Estimation of Heat Transfer Coefficients on Hairpin Windings for Automotive Traction Motors with Flooded Stator Cooling

The global consensus of pursuing "Net Zero"to tackle climate change is driving the automotive industry into electrification, with ambitious roadmaps set out for electric vehicles (EVs). This translates to significantly improved performance requirements on EV traction motors and has prompted the revolution of winding technology. Hairpin windings with rectangular conductor bars feature significantly reduced power losses compared with stranded winding, becoming a key enabler for motor efficiency improvement. Their high uniformity and accuracy of conductor placement make them compatible with enhanced cooling techniques, helping boost the motor's power-density. Flooded cooling of the hairpin endwindings can utilise the large surface area available in the non-active part of the machine to provide direct cooling.
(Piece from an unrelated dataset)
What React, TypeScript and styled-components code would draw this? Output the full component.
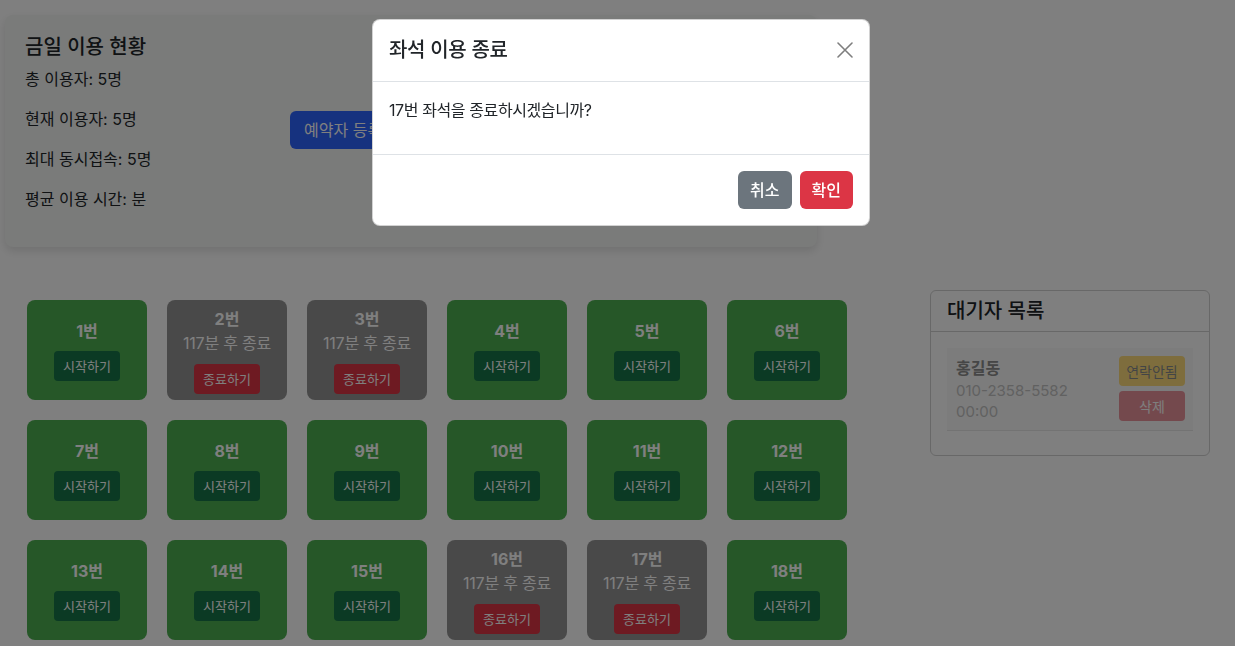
import React from "react";
import styled, { createGlobalStyle } from "styled-components";

const GlobalStyle = createGlobalStyle`
  html, body { margin: 0; padding: 0; }
  body {
    font-family: Inter, "Noto Sans CJK KR", "Noto Sans", sans-serif;
    color: #212529;
    background: #ffffff;
    font-size: 16px;
    line-height: 1.5;
  }
  * { box-sizing: border-box; }
`;

const Page = styled.div`
  padding: 15px 0 0 5px;
  width: 1235px;
  height: 646px;
  overflow: hidden;
`;

const StatsCard = styled.section`
  width: 812px;
  padding: 20px;
  background: #f4f6f4;
  border-radius: 8px;
  box-shadow: 0 4px 10px rgba(0, 0, 0, 0.12);
  display: flex;
  align-items: center;
  gap: 20px;
`;

const StatsCol = styled.div`
  width: 245px;
`;

const StatsTitle = styled.h3`
  margin: 0 0 8px;
  font-size: 20px;
  font-weight: 500;
  line-height: 24px;
`;

const StatLine = styled.p`
  margin: 0 0 16px;
  font-size: 16px;
  line-height: 24px;
`;

const PrimaryButton = styled.button`
  height: 38px;
  margin-top: -2px;
  padding: 0 14px;
  border: none;
  border-radius: 6px;
  background: #2c64ff;
  color: #fff;
  font: inherit;
  font-size: 16px;
`;

const BottomRow = styled.div`
  display: flex;
  align-items: flex-start;
  margin-top: 43px;
`;

const SeatGrid = styled.div`
  margin: 10px 0 0 22px;
  display: grid;
  grid-template-columns: repeat(6, 120px);
  grid-auto-rows: 100px;
  gap: 20px;
`;

const Seat = styled.div<{ $busy: boolean }>`
  border-radius: 8px;
  background: ${(p) => (p.$busy ? "#939393" : "#4caf50")};
  color: #fff;
  display: flex;
  flex-direction: column;
  align-items: center;
  justify-content: center;
`;

const SeatNo = styled.div`
  font-size: 16px;
  font-weight: 700;
  line-height: 24px;
`;

const SeatInfo = styled.div`
  font-size: 16px;
  line-height: 24px;
  letter-spacing: -0.2px;
`;

const SeatButton = styled.button<{ $variant: "start" | "end"; $gap: number }>`
  margin-top: ${(p) => p.$gap}px;
  height: 30px;
  padding: 0 9px;
  border: none;
  border-radius: 4px;
  background: ${(p) => (p.$variant === "start" ? "#167548" : "#dc3545")};
  color: #fff;
  font: inherit;
  font-size: 13px;
  line-height: 30px;
`;

const WaitCard = styled.section`
  margin-left: 83px;
  width: 280px;
  border: 1px solid #d0d0d0;
  border-radius: 6px;
  overflow: hidden;
  background: #fff;
`;

const WaitHeader = styled.div`
  padding: 8px 16px;
  border-bottom: 1px solid #d0d0d0;
`;

const WaitTitle = styled.h5`
  margin: 0;
  font-size: 20px;
  font-weight: 500;
  line-height: 24px;
`;

const WaitBody = styled.div`
  padding: 16px 16px 24px;
`;

const WaitItem = styled.div`
  display: flex;
  justify-content: space-between;
  padding: 8px;
  background: #f9f9f9;
  border-bottom: 1px solid #e6e6e6;
`;

const WaitInfo = styled.div`
  padding-left: 1px;
`;

const WaitName = styled.div`
  font-size: 16px;
  font-weight: 700;
  line-height: 24px;
  color: #8c8c8c;
`;

const WaitDetail = styled.div`
  font-size: 15px;
  line-height: 21px;
  color: #c2c2c2;
`;

const WaitActions = styled.div`
  display: flex;
  flex-direction: column;
  gap: 5px;
  width: 66px;
`;

const WaitButton = styled.button<{ $variant: "warn" | "danger" }>`
  height: 30px;
  border: none;
  border-radius: 4px;
  padding: 0;
  font: inherit;
  font-size: 14px;
  opacity: 0.52;
  background: ${(p) => (p.$variant === "warn" ? "#ffc107" : "#dc3545")};
  color: ${(p) => (p.$variant === "warn" ? "#212529" : "#fff")};
`;

const Backdrop = styled.div`
  position: fixed;
  inset: 0;
  background: rgba(0, 0, 0, 0.5);
`;

const Modal = styled.div`
  position: fixed;
  top: 19px;
  left: 372px;
  width: 498px;
  background: #fff;
  border: 1px solid rgba(0, 0, 0, 0.175);
  border-radius: 8px;
  overflow: hidden;
`;

const ModalHeader = styled.div`
  display: flex;
  align-items: center;
  justify-content: space-between;
  padding: 15px 16px 16px;
  border-bottom: 1px solid #dee2e6;
`;

const ModalTitle = styled.h5`
  margin: 0;
  font-size: 20px;
  font-weight: 500;
  line-height: 30px;
  letter-spacing: -0.3px;
`;

const CloseButton = styled.button`
  width: 16px;
  height: 16px;
  padding: 0;
  border: none;
  background: transparent;
  display: flex;
  opacity: 0.5;
`;

const ModalBody = styled.div`
  padding: 16px;
`;

const ModalText = styled.p`
  margin: 0 0 16px;
  font-size: 16px;
  line-height: 24px;
  letter-spacing: -0.4px;
`;

const ModalFooter = styled.div`
  display: flex;
  justify-content: flex-end;
  gap: 8px;
  padding: 16px;
  border-top: 1px solid #dee2e6;
`;

const ModalButton = styled.button<{ $variant: "secondary" | "danger" }>`
  height: 38px;
  padding: 0 12px;
  border: none;
  border-radius: 6px;
  background: ${(p) => (p.$variant === "secondary" ? "#6c757d" : "#dc3545")};
  color: #fff;
  font: inherit;
  font-size: 16px;
  font-weight: 500;
`;

type SeatData = { no: number; busy: boolean };
const busySeats = [2, 3, 16, 17];
const seats: SeatData[] = Array.from({ length: 18 }, (_, i) => ({
  no: i + 1,
  busy: busySeats.includes(i + 1),
}));

export default function App() {
  return (
    <>
      <GlobalStyle />
      <Page>
        <StatsCard>
          <StatsCol>
            <StatsTitle>금일 이용 현황</StatsTitle>
            <StatLine>총 이용자: 5명</StatLine>
            <StatLine>현재 이용자: 5명</StatLine>
            <StatLine>최대 동시접속: 5명</StatLine>
            <StatLine>평균 이용 시간: 분</StatLine>
          </StatsCol>
          <PrimaryButton>예약자 등록</PrimaryButton>
        </StatsCard>
        <BottomRow>
          <SeatGrid>
            {seats.map((s) => (
              <Seat key={s.no} $busy={s.busy}>
                <SeatNo>{s.no}번</SeatNo>
                {s.busy && <SeatInfo>117분 후 종료</SeatInfo>}
                <SeatButton $variant={s.busy ? "end" : "start"} $gap={s.busy ? 9 : 8}>
                  {s.busy ? "종료하기" : "시작하기"}
                </SeatButton>
              </Seat>
            ))}
          </SeatGrid>
          <WaitCard>
            <WaitHeader>
              <WaitTitle>대기자 목록</WaitTitle>
            </WaitHeader>
            <WaitBody>
              <WaitItem>
                <WaitInfo>
                  <WaitName>홍길동</WaitName>
                  <WaitDetail>010-2358-5582</WaitDetail>
                  <WaitDetail>00:00</WaitDetail>
                </WaitInfo>
                <WaitActions>
                  <WaitButton $variant="warn">연락안됨</WaitButton>
                  <WaitButton $variant="danger">삭제</WaitButton>
                </WaitActions>
              </WaitItem>
            </WaitBody>
          </WaitCard>
        </BottomRow>
      </Page>
      <Backdrop />
      <Modal>
        <ModalHeader>
          <ModalTitle>좌석 이용 종료</ModalTitle>
          <CloseButton aria-label="닫기">
            <svg width="16" height="16" viewBox="0 0 16 16">
              <path d="M1 1 L15 15 M15 1 L1 15" stroke="#000" strokeWidth="1.6" strokeLinecap="round" />
            </svg>
          </CloseButton>
        </ModalHeader>
        <ModalBody>
          <ModalText>17번 좌석을 종료하시겠습니까?</ModalText>
        </ModalBody>
        <ModalFooter>
          <ModalButton $variant="secondary">취소</ModalButton>
          <ModalButton $variant="danger">확인</ModalButton>
        </ModalFooter>
      </Modal>
    </>
  );
}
However, information on the performance of these cooling topologies tends to be design specific. This results in a lack of readily available data, meaning computationally expensive simulations are required at the earlier stages of thermal design. In this work, the performance of flooded cooling is investigated using a two-dimensional simulation set-up within a factorial study. The cooling of the hairpin conductors was characterised against a variation in height, width, spacing between adjacent conductors and coolant velocity. The results were summarised in the form of a Nusselt number correlation, providing an equation that can be used for predicting heat transfer coefficients of the flooded endwinding region.